Earlier this month, Critchley travelled to Canberra with two elders to discuss the issue. He confirmed to Crikey the visit took place and that he met with officials from the Department of Sustainability, Environment, Water, Population and Communities (SEWPaC) about current funding arrangements. He told Crikey he was there for the opening of the Hipbone Sticking Out festival, of which Woodside’s Pluto LNG plant is the principal sponsor. Woodside is the de-facto oil and gas company in the region and works closely with MAC.
Critchley confirmed that “Woodside are actually funding our ranger program through that conservation agreement that they entered into with SEWPaC. They’re funding the program for its initial start-up years and they’re also funding our cultural management plan.”
That trip followed hot on the heels of another, pro-Heritage, trip. On June 19, the two senior Burrup custodians, Douglas and Hicks, travelled from Roebourne to Canberra and met with then-environment minister Tony Burke. A letter signed by eight Ngarda Ngarli elders — including representatives of all groups represented on MAC — called on Burke to “urgently act on our pleas to formally nominate the Dampier Archipelago and including the Burrup Peninsula to the World Heritage Authority”.
Despite the signed letter, Critchley maintains he has the support of his board, spread across the Ngarluma, Yinjibarndi, Wong-goo-tt-oo and Yaburara-Mardudhunera groups. The corporation was set up in 2003 as a trust to receive compensation monies from the state government for the state’s compulsory acquisition of the Burrup land.
He told Crikey he had a “different stance” to the other group: “The state government is dead-set against the World Heritage here and that’s just a given fact. And we have just taken over running the national park and so we want to show the state government that the whole area can be managed well by the local Aboriginal people before we start.

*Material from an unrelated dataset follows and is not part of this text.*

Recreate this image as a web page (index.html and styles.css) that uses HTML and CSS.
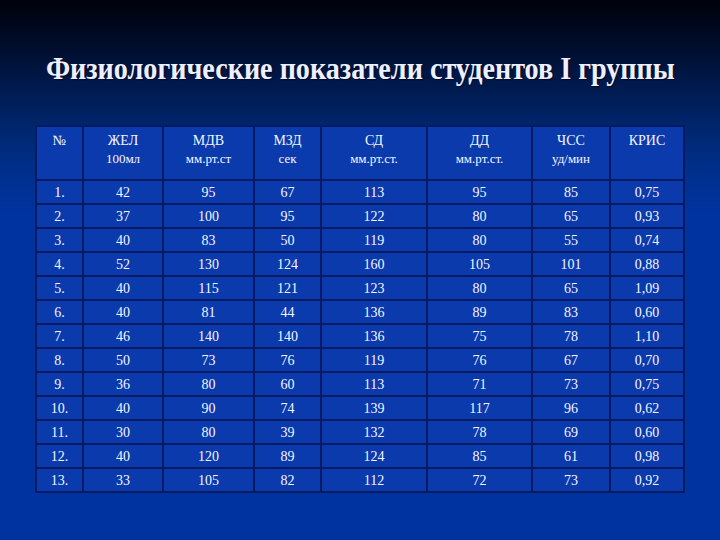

“Our stance is that we’ll prove to the government that we can run it properly first and then we’ll put pressure on them to do the World Heritage at a later stage. We see no value in pressing it at this stage because the state government will just come up against it and say ‘no’.

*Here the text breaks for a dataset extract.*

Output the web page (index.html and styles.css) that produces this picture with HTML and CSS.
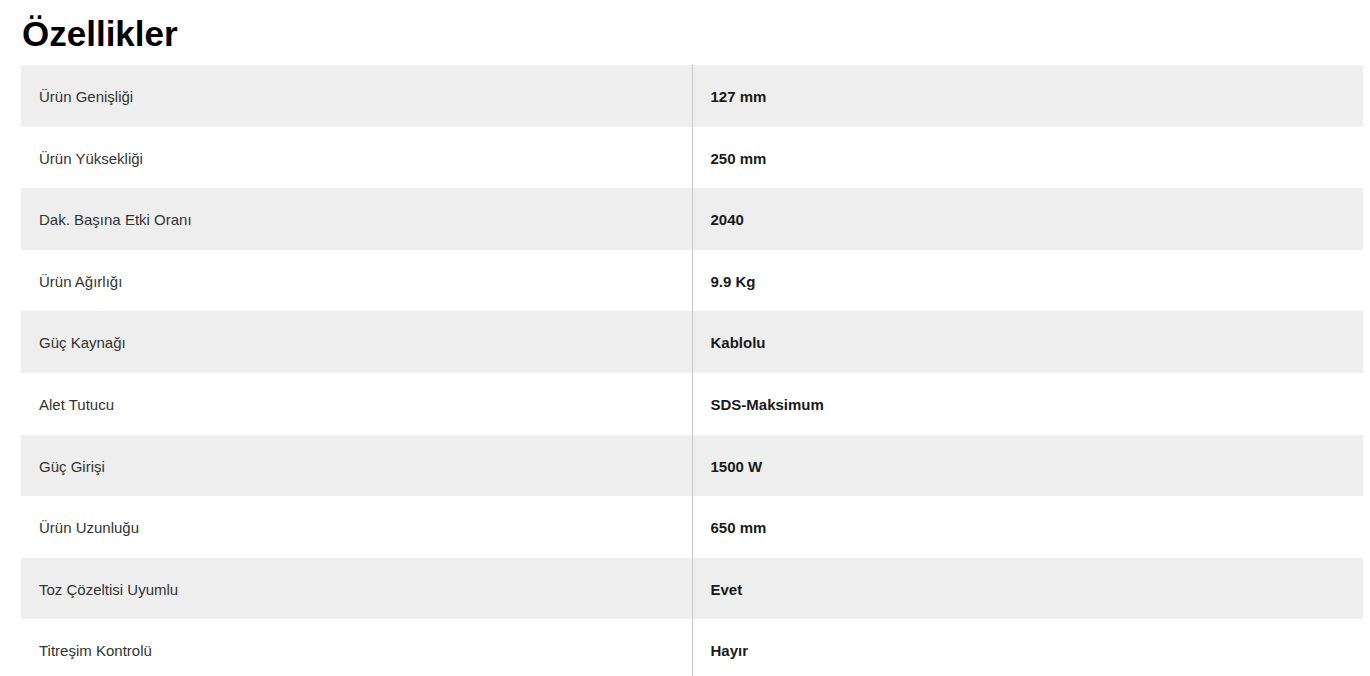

“We’re looking after the whole archipelago with its national heritage areas, which is bigger than the national park itself. So we’re of a view that we can just show the government we can look after it and that it can work with industry because that’s the state government’s biggest concern, with all the industry there it’s not a good look. So we’re saying well, ‘we can exist can run side by side’.”

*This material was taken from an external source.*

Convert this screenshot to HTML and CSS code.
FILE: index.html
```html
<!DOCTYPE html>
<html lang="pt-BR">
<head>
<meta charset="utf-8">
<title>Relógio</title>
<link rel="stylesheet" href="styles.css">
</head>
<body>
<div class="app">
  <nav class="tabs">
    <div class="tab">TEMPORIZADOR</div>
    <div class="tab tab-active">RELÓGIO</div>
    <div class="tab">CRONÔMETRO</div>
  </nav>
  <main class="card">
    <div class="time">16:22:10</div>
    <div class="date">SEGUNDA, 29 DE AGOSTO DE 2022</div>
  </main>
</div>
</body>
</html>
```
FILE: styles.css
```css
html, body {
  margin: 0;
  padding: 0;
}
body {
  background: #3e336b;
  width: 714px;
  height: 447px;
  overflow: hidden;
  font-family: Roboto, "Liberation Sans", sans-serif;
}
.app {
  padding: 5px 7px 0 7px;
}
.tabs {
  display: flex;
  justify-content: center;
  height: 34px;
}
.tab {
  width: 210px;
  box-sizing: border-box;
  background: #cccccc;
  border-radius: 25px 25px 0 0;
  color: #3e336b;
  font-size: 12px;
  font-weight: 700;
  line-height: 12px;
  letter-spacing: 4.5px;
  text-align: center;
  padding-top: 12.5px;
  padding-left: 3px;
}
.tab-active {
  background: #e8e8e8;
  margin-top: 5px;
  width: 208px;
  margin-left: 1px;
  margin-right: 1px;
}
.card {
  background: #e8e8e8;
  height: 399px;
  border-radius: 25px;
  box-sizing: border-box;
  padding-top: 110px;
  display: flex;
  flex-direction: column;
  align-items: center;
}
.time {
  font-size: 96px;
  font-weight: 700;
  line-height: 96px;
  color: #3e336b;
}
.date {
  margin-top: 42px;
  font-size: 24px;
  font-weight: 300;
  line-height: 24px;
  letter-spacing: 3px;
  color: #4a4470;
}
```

Crikey asked Critchley whether there was an understanding with the state government that MAC would soon take over greater management of additional islands and waterways. “We want to get the waters in between,” he said. “We haven’t got the waters yet … the state government’s going to make that a marine park and we’ll take over management of that as well.” He confirmed Grylls “was aware of our situation and is supportive”.
He claims a recent Australian Heritage Council report broadly supportive of the listing said “categorically that nothing will happen until they talk to MAC”. It said the argument for Heritage listing would be “significantly strengthened” if further work was undertaken with the local indigenous community.
But the chair of the Australian Heritage Council, former WA premier Carmen Lawrence, refuted that suggestion, telling Crikey: “It would be a mistake to give one body such prominence when others might claim an interest. It would be a mistake to focus on specific groups.”
Mark Lawrence, a South Australian lawyer and co-ordinator of the Stand up for the Burrup campaign, says support for World Heritage status is almost unanimous and Critchley is driving the opposition.
“Mr Critchley has ambitions to control more land and water under the Murujuga Aboriginal Corporation’s control and he’s going against the policies and stated wishes of the Aboriginal people for immediate World Heritage listing. He’s an agent for the Western Australia government and Woodside and he should make full disclosure.”
A spokesperson for new federal Environment Minister Mark Butler’s office did not respond to Crikey‘s queries for this story. Brendan Grylls is overseas and his office also failed to respond.